The home study process consists of a series of interviews with a caseworker, submission of several documents, and a home visit. One of our experienced caseworkers will be there to guide you through the entire process. To get started with a home study, contact us to request an Application Packet. When you are ready to start your home study, return your completed Application Packet. Once we receive these documents, we will schedule a time to conduct an initial interview by phone. During this interview we will answer any additional questions and establish your adoption eligibility. Upon completion of this interview, you will pay the home study fee. Once your fee has been received, your caseworker will send you the Final Packet, which has forms for you, your employers, and your doctors to complete. When all of your paperwork is completed and turned in to your caseworker, we will conduct interviews and a home visit. We interview everyone residing in your home, including each applicant, any roommates, and any children you may have. We will also conduct a safety inspection of your home. After the home visit, we will have enough information to complete your Home Study Summary. Your caseworker will compile all of the information gathered into a written document and you will receive a copy when it is complete. At your request, we can also send this document to any attorney, child placing agency, or profile hosting website of your choice.




Private vs. Agency Adoption?


In a private adoption, hopeful adoptive parents hire a social worker to complete their home study and provide supportive services (casework). Families match independently in a private adoption through various means, such as profile hosting websites, social media, and word-of mouth. Once matched, the adoptive parent hires a social worker to provide pre and post placement counseling to the expectant/birth parents and hires an attorney to facilitate the legal aspects of the adoption. Private adoptions are typically significantly more cost-effective than agency adoptions. In an agency adoption, an adoptive family hires an agency to facilitate all aspects of their adoption. The agency has the ability to match adoptive parents with expectant parents. They will also provide all of the casework, counseling, and legal services.




Do you require adoption education/training?


Yes! We require every adoptive family we work with to complete some form of adoption training. You can choose to complete this online through a separate company, read from a selection of approved books about adoption, or attend our in-person adoption training classes that we offer twice a year. We always highly recommend attending our in-person training classes if you are able. They are the best way to learn how to make private adoption work for you. Online trainings or reading books can help learn about many aspects of adoption, but will not offer practical training on finding your own match. Our in-person training classes are held on a Friday evening and a Saturday morning/afternoon, and you will receive 10 hours of training. These include classes taught by professionals, and panels of adoptees, birth parents, and adoptive parents. Register for our next adoption training conference today!




Are there any community support groups for adoptive parents?

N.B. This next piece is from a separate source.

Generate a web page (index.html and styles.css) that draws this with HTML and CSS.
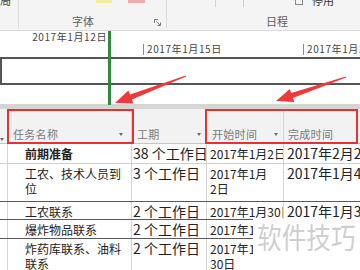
FILE: index.html
```html
<!DOCTYPE html>
<html lang="zh-CN">

<head>
    <meta charset="UTF-8">
    <meta name="viewport" content="width=device-width, initial-scale=1.0">
    <title>项目计划</title>
    <link rel="stylesheet" href="styles.css">
</head>

<body>
    <div id="page">
        <!-- ribbon, bottom part only -->
        <div id="ribbon">
            <div class="grp grp-edit">
                <span class="cut">局</span>
            </div>
            <div class="grp grp-font">
                <div class="swatches">
                    <span class="swatch yellow"></span>
                    <span class="swatch red"></span>
                </div>
                <div class="grp-foot">
                    <span class="grp-label">字体</span>
                    <svg class="launcher" width="7" height="7" viewBox="0 0 7 7">
                        <path d="M0.5 4V0.5H4" stroke="#7a7a7a" fill="none" />
                        <path d="M2.5 2.5L6 6M6.5 3.5V6.5H3.5" stroke="#7a7a7a" fill="none" />
                    </svg>
                </div>
            </div>
            <div class="grp grp-sched">
                <div class="sched-top">
                    <span class="sep first"></span>
                    <span class="sep"></span>
                    <span class="check"></span>
                    <span class="cut">停用</span>
                </div>
                <span class="grp-label">日程</span>
            </div>
        </div>

        <!-- timeline -->
        <div id="timeline">
            <div class="scale-top">2017年1月12日</div>
            <div class="scale-mid">
                <span class="tick">2017年1月15日</span>
                <span class="tick">2017年1月22日</span>
            </div>
            <div class="bar"></div>
            <div class="today"></div>
        </div>

        <div class="splitter"></div>

        <!-- task sheet -->
        <div id="sheet">
            <div class="row head">
                <div class="cell"><div class="hc"><span class="dd"></span></div></div>
                <div class="cell c-name"><div class="hc"><span>任务名称</span><span class="dd"></span></div></div>
                <div class="cell c-dur"><div class="hc"><span>工期</span><span class="dd"></span></div></div>
                <div class="cell c-start"><div class="hc"><span>开始时间</span><span class="dd"></span></div></div>
                <div class="cell c-fin"><div class="hc"><span>完成时间</span></div></div>
            </div>
            <div class="row r1">
                <div class="cell"></div>
                <div class="cell c-name summary">前期准备</div>
                <div class="cell c-dur">38 个工作日</div>
                <div class="cell c-start">2017年1月2日</div>
                <div class="cell c-fin">2017年2月28日</div>
            </div>
            <div class="row r2 dark">
                <div class="cell"></div>
                <div class="cell c-name">工农、技术人员到<br>位</div>
                <div class="cell c-dur">3 个工作日</div>
                <div class="cell c-start">2017年1月<br>2日</div>
                <div class="cell c-fin">2017年1月4日</div>
            </div>
            <div class="row r3 dark">
                <div class="cell"></div>
                <div class="cell c-name">工农联系</div>
                <div class="cell c-dur">2 个工作日</div>
                <div class="cell c-start">2017年1月30日</div>
                <div class="cell c-fin">2017年1月31日</div>
            </div>
            <div class="row r4 dark">
                <div class="cell"></div>
                <div class="cell c-name">爆炸物品联系</div>
                <div class="cell c-dur">2 个工作日</div>
                <div class="cell c-start"><span class="clip">2017年1月30日</span></div>
                <div class="cell c-fin"></div>
            </div>
            <div class="row r5">
                <div class="cell"></div>
                <div class="cell c-name">炸药库联系、油料<br>联系</div>
                <div class="cell c-dur">2 个工作日</div>
                <div class="cell c-start"><span class="clip">2017年1月<br>30日</span></div>
                <div class="cell c-fin"></div>
            </div>

            <div class="mark mark-name"></div>
            <div class="mark mark-date"></div>
            <div class="watermark"><span>软件技巧</span></div>
        </div>

        <svg class="arrows" width="360" height="270" viewBox="0 0 360 270">
            <polygon fill="#ee3a3a"
                points="115,103 133.4,103.5 131.8,99.4 186.2,76.6 185.8,75.4 130,94.5 128.4,90.4" />
            <polygon fill="#ee3a3a"
                points="276,101 294.4,102.1 292.9,98 346.2,77.6 345.8,76.4 291.2,93 289.8,88.9" />
        </svg>
    </div>
</body>

</html>
```

FILE: styles.css
```css
* {
    box-sizing: border-box;
}

body {
    margin: 0;
    font-family: "Noto Sans CJK SC", "Noto Sans", sans-serif;
    color: #222;
}

#page {
    position: relative;
    width: 360px;
    height: 270px;
    overflow: hidden;
    background: #fff;
}

/* ribbon */
#ribbon {
    display: flex;
    height: 31px;
    background: #f4f4f4;
    border-bottom: 1px solid #d9d9d9;
}

.grp {
    flex-shrink: 0;
    height: 28px;
    border-right: 1px solid #dcdcdc;
}

.grp-edit {
    width: 19px;
}

.grp-font {
    display: flex;
    flex-direction: column;
    justify-content: space-between;
    width: 148px;
}

.grp-sched {
    display: flex;
    flex-direction: column;
    justify-content: space-between;
    align-items: center;
    width: 220px;
    border-right: none;
}

.cut {
    display: block;
    margin-top: -6px;
    font-size: 11px;
    line-height: 12px;
    color: #444;
}

.swatches {
    display: flex;
    gap: 16px;
    padding-left: 77px;
}

.swatch {
    width: 16px;
    height: 3px;
}

.swatch.yellow {
    background: #f3eea2;
}

.swatch.red {
    width: 17px;
    background: #f2abab;
}

.grp-foot {
    display: flex;
    align-items: center;
    padding-left: 53px;
    padding-right: 5px;
}

.grp-label {
    font-size: 11px;
    line-height: 13px;
    color: #5f5f5f;
}

.launcher {
    margin-left: auto;
    margin-top: 2px;
}

.sched-top {
    display: flex;
    align-items: flex-start;
    align-self: stretch;
}

.sep {
    width: 1px;
    height: 7px;
    margin-left: 27px;
    background: #d0d0d0;
}

.sep.first {
    margin-left: 48px;
}

.check {
    width: 8px;
    height: 5px;
    margin-left: 51px;
    border: 1px solid #888;
    border-top: none;
}

.sched-top .cut {
    margin-left: 9px;
    color: #333;
}

/* timeline */
#timeline {
    position: relative;
    height: 73px;
    font-size: 10px;
    letter-spacing: .6px;
    color: #444;
}

.scale-top {
    width: 107px;
    line-height: 11px;
    text-align: right;
}

.scale-mid {
    display: flex;
    margin-top: 2px;
    padding-left: 143px;
}

.tick {
    flex-shrink: 0;
    width: 160px;
    height: 11px;
    padding-left: 3px;
    border-left: 1px solid #8a8a8a;
    line-height: 10px;
}

.bar {
    width: 420px;
    height: 28px;
    margin-top: 2px;
    border: 2px solid #555;
}

.today {
    position: absolute;
    left: 108px;
    top: 0;
    width: 3px;
    height: 74px;
    background: #2f8a3c;
}

.splitter {
    height: 5px;
    background: #d5d5d5;
}

/* sheet */
#sheet {
    position: relative;
}

.row {
    display: grid;
    grid-template-columns: 8px 124px 75px 77px 140px;
    width: 424px;
    border-bottom: 1px solid #d0d0d0;
}

.row.dark {
    border-bottom-color: #5a5a5a;
}

.cell {
    overflow: hidden;
    padding-top: 2px;
    border-right: 1px solid #d4d4d4;
    line-height: 15px;
    white-space: nowrap;
}

.r1 { height: 20px; }
.r2 { height: 38px; }
.r3 { height: 18px; }
.r4 { height: 19px; }
.r5 { height: 40px; }

.c-name {
    padding-left: 17px;
    font-size: 12px;
}

.c-name.summary {
    font-weight: bold;
}

.c-dur {
    padding-left: 1px;
    font-size: 14px;
}

.c-start {
    padding-left: 3px;
    font-size: 12px;
}

.c-fin {
    padding-left: 3px;
    font-size: 14px;
}

/* start dates half hidden under the watermark */
.clip {
    display: inline-block;
    width: 43px;
    overflow: hidden;
    vertical-align: top;
}

.head {
    height: 35px;
    background: #f2f2f2;
    border-bottom-color: #c4c4c4;
}

.head .cell {
    display: flex;
    align-items: flex-end;
    padding: 0 0 2px 0;
    border-right-color: #d6d6d6;
    font-size: 11px;
    letter-spacing: .3px;
    color: #7a7a7a;
}

.hc {
    display: flex;
    align-items: center;
    justify-content: space-between;
    width: 100%;
    line-height: 14px;
}

.head .c-name { padding-left: 5px; padding-right: 8px; }
.head .c-dur { padding-left: 5px; padding-right: 5px; }
.head .c-start { padding-left: 5px; padding-right: 5px; }
.head .c-fin { padding-left: 4px; }

.dd {
    width: 0;
    height: 0;
    border-left: 2.5px solid transparent;
    border-right: 2.5px solid transparent;
    border-top: 3px solid #6a6a6a;
}

/* annotations */
.mark {
    position: absolute;
    top: 0;
    height: 35px;
    border: 2px solid #e63232;
}

.mark-name {
    left: 7px;
    width: 127px;
}

.mark-date {
    left: 205px;
    width: 153px;
}

.watermark {
    position: absolute;
    left: 253px;
    top: 110px;
    width: 110px;
    height: 60px;
    padding: 3px 0 0 4px;
    background: #fff;
    font-size: 29px;
    line-height: 29px;
    color: #cfcfcf;
    white-space: nowrap;
}

.watermark span {
    display: inline-block;
    transform: scaleX(.85);
    transform-origin: left top;
}

.arrows {
    position: absolute;
    left: 0;
    top: 0;
    pointer-events: none;
}
```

Yes! UAS sponsors a free adoptive couple support group that meets monthly throughout the year, alternating between in-person and virtual meetings. Follow UAS on social media to hear about the activity/topic for each month's group. These groups are organized by a volunteer board of adoptive parents who have been in your shoes, and the goal is to create a community of adoptive parents who can support one another and be a resource for each other. This group is open to all adoptive couples in the community who are interested in participating! UAS also sponsors an Adoption and Infertility support group through the Utah Infertility Resource Center. If you are needing support coping with infertility while learning more about adoption, this group is a great free resource for you.